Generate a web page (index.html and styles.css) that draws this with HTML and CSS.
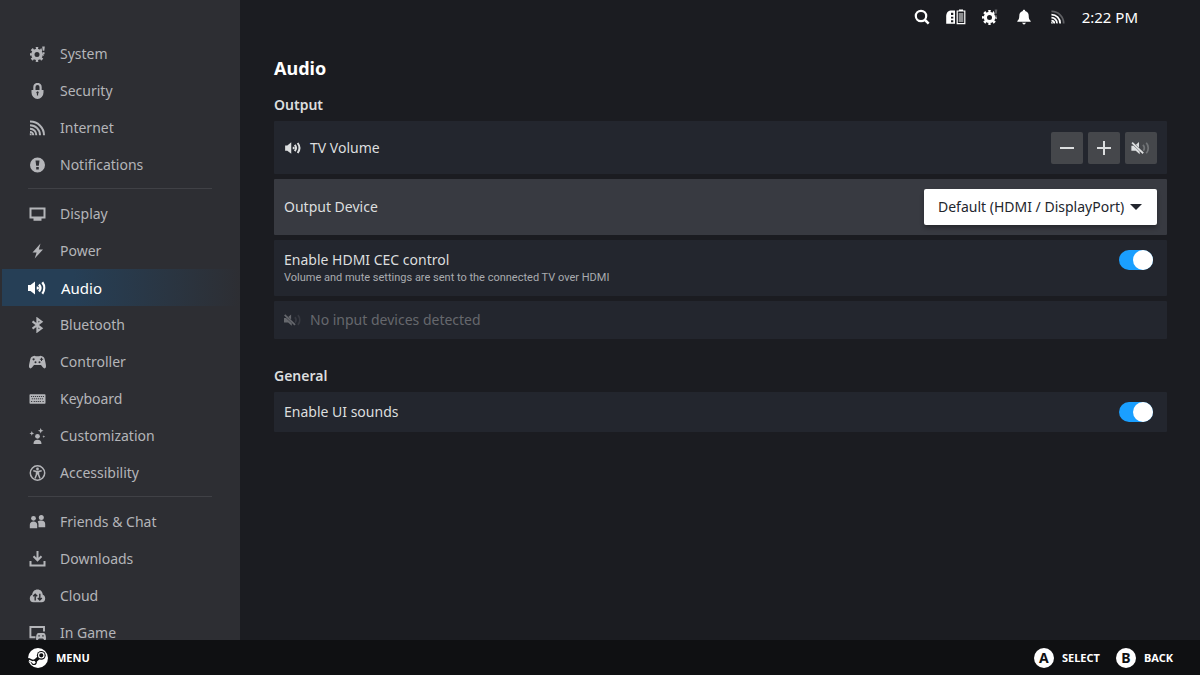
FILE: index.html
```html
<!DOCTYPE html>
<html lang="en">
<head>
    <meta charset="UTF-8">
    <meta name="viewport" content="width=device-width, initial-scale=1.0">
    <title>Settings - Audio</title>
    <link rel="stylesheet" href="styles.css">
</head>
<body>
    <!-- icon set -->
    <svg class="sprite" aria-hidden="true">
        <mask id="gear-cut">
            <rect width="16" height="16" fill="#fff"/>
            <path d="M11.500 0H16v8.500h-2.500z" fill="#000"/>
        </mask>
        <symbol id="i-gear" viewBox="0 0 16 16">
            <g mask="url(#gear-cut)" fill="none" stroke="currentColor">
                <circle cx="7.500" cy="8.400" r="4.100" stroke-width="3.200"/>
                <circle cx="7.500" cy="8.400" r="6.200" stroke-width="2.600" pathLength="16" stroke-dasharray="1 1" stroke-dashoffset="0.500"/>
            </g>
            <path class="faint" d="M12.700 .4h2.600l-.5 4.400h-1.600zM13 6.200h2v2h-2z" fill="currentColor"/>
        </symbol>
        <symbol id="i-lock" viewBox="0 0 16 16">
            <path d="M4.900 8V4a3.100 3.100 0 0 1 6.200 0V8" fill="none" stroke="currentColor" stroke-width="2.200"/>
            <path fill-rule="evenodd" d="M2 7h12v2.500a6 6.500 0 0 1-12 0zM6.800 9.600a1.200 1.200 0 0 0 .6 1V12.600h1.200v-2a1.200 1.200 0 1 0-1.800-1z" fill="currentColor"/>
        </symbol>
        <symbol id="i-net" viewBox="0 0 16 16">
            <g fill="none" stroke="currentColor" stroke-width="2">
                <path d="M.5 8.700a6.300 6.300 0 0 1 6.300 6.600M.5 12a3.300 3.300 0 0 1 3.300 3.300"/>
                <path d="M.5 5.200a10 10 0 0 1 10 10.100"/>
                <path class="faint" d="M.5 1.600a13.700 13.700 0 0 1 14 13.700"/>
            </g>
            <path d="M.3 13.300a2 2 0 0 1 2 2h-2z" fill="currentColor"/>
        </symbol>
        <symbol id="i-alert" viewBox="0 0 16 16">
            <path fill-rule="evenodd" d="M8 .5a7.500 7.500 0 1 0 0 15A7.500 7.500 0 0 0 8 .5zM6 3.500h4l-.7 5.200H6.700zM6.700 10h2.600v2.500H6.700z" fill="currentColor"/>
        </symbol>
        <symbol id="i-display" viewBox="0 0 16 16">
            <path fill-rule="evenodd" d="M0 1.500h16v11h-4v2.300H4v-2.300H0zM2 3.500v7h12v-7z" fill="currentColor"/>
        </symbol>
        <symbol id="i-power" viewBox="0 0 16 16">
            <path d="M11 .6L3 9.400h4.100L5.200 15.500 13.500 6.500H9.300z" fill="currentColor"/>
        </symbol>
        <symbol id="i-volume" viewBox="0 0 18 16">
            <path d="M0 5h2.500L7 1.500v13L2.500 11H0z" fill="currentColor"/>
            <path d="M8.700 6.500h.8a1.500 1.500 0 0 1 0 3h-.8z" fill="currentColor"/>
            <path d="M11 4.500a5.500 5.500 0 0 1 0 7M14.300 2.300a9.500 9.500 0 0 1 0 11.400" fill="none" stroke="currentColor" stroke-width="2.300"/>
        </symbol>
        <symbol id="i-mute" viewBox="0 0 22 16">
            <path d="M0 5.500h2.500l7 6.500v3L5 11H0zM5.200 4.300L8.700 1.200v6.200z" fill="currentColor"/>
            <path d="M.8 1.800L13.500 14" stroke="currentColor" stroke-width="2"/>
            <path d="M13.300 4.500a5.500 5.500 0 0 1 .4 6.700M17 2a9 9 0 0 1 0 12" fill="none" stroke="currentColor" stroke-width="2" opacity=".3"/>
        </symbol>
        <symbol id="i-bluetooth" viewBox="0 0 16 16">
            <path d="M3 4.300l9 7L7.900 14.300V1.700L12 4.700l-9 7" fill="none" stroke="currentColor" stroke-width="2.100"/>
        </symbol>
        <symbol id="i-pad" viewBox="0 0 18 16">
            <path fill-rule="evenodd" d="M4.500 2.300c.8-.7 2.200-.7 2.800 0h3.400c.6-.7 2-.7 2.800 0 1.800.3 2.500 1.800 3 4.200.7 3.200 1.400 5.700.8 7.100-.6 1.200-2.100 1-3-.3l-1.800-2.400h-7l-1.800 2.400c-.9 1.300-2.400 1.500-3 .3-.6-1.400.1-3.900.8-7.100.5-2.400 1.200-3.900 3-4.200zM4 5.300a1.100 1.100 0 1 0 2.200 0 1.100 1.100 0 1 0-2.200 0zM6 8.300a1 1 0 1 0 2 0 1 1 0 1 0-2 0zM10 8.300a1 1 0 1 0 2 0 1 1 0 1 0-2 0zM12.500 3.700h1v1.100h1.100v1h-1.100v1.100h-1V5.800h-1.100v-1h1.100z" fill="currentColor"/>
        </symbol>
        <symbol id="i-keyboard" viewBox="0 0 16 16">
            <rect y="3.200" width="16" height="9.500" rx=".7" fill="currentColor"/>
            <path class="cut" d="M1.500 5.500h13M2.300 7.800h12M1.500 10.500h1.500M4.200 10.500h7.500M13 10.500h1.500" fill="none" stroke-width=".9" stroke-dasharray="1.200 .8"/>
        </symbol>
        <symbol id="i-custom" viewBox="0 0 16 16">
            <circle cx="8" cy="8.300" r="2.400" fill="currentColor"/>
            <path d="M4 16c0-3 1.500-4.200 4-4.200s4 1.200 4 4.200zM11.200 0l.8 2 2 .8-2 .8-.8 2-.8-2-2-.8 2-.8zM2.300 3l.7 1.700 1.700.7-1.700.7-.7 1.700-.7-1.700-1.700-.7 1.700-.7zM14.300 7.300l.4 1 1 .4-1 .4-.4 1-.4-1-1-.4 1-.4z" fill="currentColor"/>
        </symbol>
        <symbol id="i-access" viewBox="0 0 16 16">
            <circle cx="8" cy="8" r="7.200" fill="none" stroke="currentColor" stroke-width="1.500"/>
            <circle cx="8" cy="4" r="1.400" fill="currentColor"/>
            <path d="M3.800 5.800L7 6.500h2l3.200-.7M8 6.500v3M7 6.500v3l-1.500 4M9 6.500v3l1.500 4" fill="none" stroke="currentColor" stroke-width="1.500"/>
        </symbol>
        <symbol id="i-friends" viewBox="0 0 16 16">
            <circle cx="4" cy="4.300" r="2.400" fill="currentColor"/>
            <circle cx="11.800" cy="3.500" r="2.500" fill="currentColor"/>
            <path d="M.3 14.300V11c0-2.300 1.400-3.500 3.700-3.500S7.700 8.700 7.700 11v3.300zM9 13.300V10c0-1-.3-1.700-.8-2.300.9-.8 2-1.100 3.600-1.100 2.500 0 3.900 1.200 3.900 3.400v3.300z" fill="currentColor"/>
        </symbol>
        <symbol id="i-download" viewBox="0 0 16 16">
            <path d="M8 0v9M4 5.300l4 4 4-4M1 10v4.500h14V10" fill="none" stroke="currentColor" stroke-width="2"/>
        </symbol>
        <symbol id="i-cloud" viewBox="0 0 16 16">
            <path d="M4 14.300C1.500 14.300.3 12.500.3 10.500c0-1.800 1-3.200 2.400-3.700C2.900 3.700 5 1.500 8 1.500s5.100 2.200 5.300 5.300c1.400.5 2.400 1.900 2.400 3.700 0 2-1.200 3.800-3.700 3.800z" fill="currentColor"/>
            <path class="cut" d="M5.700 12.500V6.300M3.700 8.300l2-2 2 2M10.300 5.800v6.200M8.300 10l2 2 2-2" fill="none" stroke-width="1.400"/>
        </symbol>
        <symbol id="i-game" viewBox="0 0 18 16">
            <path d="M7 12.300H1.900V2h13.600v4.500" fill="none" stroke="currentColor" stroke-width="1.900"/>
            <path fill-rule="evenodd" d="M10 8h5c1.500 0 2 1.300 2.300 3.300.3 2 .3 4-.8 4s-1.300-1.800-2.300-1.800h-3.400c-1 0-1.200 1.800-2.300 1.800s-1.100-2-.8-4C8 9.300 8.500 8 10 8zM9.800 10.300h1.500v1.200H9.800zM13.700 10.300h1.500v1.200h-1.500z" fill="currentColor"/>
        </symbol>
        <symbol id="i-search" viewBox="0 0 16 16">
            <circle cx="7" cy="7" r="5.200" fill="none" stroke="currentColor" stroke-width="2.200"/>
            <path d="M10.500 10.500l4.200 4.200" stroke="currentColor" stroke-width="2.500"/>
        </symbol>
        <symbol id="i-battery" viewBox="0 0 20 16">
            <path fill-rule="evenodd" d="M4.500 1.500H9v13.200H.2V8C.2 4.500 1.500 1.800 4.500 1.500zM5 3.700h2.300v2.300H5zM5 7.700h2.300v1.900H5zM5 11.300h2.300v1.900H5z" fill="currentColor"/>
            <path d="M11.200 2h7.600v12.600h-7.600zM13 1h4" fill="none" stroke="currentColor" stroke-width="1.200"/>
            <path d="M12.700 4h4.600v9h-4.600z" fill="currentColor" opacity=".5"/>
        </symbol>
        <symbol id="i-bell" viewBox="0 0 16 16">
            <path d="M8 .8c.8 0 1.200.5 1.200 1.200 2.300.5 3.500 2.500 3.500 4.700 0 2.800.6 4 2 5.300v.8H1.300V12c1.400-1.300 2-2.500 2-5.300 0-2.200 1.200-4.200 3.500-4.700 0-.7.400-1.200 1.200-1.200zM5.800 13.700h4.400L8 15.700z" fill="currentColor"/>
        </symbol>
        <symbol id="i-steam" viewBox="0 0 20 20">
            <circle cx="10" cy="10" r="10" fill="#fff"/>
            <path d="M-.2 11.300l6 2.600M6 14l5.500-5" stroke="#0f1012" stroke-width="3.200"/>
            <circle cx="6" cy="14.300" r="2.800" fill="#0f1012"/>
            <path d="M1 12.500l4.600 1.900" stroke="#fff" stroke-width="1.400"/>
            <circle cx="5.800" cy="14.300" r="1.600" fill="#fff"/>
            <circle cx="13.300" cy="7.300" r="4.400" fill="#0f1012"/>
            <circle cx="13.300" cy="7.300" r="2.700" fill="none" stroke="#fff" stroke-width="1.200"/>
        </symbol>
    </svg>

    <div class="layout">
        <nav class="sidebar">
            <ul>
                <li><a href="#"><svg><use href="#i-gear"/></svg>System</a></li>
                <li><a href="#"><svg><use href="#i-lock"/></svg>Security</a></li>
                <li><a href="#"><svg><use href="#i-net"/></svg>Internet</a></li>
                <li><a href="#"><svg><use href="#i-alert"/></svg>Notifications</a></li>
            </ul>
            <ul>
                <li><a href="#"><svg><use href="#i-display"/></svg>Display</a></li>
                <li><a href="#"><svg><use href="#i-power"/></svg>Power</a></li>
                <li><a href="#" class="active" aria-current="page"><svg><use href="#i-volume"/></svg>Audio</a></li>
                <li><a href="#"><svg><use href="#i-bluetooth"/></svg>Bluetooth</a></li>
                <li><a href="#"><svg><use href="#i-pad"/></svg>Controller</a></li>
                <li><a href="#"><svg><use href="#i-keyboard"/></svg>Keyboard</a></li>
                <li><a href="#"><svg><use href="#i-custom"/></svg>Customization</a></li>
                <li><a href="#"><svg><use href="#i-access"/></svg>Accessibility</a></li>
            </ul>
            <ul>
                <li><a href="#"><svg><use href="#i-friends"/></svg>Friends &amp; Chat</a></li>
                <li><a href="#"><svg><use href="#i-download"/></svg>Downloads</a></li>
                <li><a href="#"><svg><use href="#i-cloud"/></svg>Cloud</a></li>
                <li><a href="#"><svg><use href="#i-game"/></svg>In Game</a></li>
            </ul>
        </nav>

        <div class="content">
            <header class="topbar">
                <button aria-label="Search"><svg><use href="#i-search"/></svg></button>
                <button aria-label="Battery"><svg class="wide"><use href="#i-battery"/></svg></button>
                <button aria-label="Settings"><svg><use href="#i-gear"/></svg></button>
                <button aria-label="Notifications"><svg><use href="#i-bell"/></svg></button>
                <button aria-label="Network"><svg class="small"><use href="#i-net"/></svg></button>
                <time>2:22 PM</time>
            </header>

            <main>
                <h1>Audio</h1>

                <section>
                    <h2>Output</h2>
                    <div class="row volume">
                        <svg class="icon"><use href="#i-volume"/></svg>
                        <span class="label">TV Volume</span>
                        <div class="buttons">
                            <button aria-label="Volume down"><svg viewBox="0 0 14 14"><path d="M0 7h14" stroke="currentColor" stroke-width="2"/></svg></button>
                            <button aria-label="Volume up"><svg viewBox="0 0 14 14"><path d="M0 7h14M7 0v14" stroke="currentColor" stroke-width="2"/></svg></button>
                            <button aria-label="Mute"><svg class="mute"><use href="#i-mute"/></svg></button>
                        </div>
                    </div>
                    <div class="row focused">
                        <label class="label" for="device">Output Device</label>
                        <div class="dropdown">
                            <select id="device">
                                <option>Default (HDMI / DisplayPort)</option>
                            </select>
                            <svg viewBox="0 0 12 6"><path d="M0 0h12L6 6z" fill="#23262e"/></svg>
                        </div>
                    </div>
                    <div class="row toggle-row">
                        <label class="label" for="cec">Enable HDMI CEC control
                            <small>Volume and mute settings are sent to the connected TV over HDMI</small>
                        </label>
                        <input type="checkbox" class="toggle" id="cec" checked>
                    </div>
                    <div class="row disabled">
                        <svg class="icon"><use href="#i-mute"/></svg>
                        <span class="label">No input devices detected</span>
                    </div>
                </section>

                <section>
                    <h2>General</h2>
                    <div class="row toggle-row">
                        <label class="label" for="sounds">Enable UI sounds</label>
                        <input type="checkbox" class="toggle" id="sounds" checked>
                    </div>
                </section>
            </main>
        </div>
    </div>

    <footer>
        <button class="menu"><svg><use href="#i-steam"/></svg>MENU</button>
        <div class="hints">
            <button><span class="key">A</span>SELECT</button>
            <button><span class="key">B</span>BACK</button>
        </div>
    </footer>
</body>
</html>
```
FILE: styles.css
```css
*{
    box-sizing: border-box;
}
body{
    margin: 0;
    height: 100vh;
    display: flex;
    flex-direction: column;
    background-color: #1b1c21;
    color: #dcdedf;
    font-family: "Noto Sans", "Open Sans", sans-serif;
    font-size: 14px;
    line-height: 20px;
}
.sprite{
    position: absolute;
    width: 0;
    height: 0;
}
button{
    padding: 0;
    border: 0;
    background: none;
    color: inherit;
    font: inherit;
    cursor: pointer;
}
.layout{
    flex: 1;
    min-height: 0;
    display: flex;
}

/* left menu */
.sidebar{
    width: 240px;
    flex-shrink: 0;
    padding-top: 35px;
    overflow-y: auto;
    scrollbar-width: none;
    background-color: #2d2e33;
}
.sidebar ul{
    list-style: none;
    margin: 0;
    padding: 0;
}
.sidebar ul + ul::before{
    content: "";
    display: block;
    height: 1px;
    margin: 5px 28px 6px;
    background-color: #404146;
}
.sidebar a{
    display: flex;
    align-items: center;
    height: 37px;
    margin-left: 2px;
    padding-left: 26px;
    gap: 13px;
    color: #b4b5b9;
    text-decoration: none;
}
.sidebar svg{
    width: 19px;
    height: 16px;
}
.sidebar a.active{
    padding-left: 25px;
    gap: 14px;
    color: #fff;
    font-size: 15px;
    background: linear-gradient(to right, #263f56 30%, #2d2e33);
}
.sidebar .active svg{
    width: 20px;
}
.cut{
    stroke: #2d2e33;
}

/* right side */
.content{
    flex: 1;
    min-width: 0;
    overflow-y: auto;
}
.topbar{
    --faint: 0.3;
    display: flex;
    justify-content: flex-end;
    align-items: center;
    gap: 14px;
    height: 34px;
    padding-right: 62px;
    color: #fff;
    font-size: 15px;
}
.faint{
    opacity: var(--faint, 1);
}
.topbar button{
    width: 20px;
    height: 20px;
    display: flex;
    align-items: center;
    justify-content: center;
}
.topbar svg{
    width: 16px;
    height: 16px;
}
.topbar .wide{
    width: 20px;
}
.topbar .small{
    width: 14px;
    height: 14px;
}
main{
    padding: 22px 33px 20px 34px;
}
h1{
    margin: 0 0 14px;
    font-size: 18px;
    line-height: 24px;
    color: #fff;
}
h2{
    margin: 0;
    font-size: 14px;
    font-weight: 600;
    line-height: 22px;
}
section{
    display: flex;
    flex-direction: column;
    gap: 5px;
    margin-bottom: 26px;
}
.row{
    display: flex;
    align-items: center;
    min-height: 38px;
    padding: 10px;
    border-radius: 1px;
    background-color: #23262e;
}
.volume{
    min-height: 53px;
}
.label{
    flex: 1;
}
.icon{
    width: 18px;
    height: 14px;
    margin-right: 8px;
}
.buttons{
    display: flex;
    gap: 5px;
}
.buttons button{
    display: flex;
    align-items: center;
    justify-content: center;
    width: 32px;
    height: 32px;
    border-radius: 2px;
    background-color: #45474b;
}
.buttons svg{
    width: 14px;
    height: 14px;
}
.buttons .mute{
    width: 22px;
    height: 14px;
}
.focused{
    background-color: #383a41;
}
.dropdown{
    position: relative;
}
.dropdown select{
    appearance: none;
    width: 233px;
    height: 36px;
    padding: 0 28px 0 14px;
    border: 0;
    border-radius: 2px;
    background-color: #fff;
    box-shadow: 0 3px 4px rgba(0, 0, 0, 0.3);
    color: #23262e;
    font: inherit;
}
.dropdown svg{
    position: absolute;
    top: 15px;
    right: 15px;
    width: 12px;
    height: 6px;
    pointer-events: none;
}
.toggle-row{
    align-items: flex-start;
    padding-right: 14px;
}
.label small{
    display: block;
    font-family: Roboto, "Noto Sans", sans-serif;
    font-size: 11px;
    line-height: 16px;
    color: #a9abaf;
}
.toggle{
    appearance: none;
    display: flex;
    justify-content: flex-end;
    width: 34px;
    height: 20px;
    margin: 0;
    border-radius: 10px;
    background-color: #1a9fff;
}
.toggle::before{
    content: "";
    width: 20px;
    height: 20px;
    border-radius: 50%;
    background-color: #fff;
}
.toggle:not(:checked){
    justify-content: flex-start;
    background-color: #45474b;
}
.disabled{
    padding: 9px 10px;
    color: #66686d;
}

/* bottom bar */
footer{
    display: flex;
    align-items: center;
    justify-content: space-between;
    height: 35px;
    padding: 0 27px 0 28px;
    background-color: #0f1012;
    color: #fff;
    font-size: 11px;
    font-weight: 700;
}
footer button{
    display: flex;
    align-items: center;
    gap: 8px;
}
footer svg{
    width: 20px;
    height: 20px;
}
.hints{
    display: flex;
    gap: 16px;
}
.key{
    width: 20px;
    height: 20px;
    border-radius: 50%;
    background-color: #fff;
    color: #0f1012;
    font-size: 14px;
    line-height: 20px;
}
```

§ **Task to complete**:
From the listing, copy every line where the string "index" appears.

§ **Exercise response**:
Generate a web page (index.html and styles.css) that draws this with HTML and CSS.
FILE: index.html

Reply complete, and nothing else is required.